__PROVIDED DATA__:
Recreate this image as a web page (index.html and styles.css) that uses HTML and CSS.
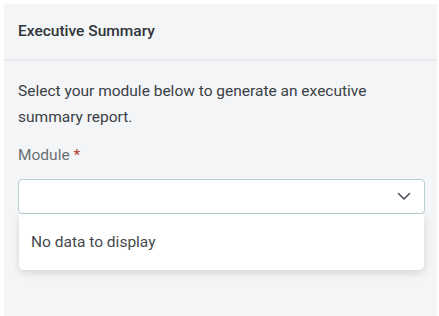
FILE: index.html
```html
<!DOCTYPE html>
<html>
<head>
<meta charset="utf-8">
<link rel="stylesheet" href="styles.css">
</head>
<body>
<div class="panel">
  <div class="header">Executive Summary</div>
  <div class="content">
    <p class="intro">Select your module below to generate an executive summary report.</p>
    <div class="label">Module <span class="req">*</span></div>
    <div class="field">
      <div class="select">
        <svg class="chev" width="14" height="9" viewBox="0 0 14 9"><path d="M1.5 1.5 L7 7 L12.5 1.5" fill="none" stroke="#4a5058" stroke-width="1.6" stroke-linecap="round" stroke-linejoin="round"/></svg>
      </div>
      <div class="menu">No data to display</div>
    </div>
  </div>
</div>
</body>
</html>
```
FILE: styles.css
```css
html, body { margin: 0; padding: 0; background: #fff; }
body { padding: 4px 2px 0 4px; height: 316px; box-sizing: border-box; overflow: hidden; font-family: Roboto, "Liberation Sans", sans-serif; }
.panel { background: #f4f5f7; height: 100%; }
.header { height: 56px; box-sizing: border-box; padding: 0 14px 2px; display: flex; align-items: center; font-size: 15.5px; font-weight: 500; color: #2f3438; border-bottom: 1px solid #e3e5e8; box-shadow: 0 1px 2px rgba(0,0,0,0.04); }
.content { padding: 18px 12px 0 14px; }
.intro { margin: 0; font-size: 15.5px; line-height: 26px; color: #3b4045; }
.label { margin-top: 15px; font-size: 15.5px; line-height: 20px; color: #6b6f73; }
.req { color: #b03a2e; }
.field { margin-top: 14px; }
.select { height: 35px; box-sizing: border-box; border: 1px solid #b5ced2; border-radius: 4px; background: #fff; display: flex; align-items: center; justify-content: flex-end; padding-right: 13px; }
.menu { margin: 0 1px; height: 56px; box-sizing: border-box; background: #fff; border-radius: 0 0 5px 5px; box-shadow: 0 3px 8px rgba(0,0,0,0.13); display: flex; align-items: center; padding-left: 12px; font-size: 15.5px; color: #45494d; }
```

__OBJECTIVE__:
Word for word, quote the lines above. Omit the pictures.

__FULL SOLUTION__:
Recreate this image as a web page (index.html and styles.css) that uses HTML and CSS.
FILE: index.html
```html
<!DOCTYPE html>
<html>
<head>
<meta charset="utf-8">
<link rel="stylesheet" href="styles.css">
</head>
<body>
<div class="panel">
  <div class="header">Executive Summary</div>
  <div class="content">
    <p class="intro">Select your module below to generate an executive summary report.</p>
    <div class="label">Module <span class="req">*</span></div>
    <div class="field">
      <div class="select">
        <svg class="chev" width="14" height="9" viewBox="0 0 14 9"><path d="M1.5 1.5 L7 7 L12.5 1.5" fill="none" stroke="#4a5058" stroke-width="1.6" stroke-linecap="round" stroke-linejoin="round"/></svg>
      </div>
      <div class="menu">No data to display</div>
    </div>
  </div>
</div>
</body>
</html>
```
FILE: styles.css
```css
html, body { margin: 0; padding: 0; background: #fff; }
body { padding: 4px 2px 0 4px; height: 316px; box-sizing: border-box; overflow: hidden; font-family: Roboto, "Liberation Sans", sans-serif; }
.panel { background: #f4f5f7; height: 100%; }
.header { height: 56px; box-sizing: border-box; padding: 0 14px 2px; display: flex; align-items: center; font-size: 15.5px; font-weight: 500; color: #2f3438; border-bottom: 1px solid #e3e5e8; box-shadow: 0 1px 2px rgba(0,0,0,0.04); }
.content { padding: 18px 12px 0 14px; }
.intro { margin: 0; font-size: 15.5px; line-height: 26px; color: #3b4045; }
.label { margin-top: 15px; font-size: 15.5px; line-height: 20px; color: #6b6f73; }
.req { color: #b03a2e; }
.field { margin-top: 14px; }
.select { height: 35px; box-sizing: border-box; border: 1px solid #b5ced2; border-radius: 4px; background: #fff; display: flex; align-items: center; justify-content: flex-end; padding-right: 13px; }
.menu { margin: 0 1px; height: 56px; box-sizing: border-box; background: #fff; border-radius: 0 0 5px 5px; box-shadow: 0 3px 8px rgba(0,0,0,0.13); display: flex; align-items: center; padding-left: 12px; font-size: 15.5px; color: #45494d; }
```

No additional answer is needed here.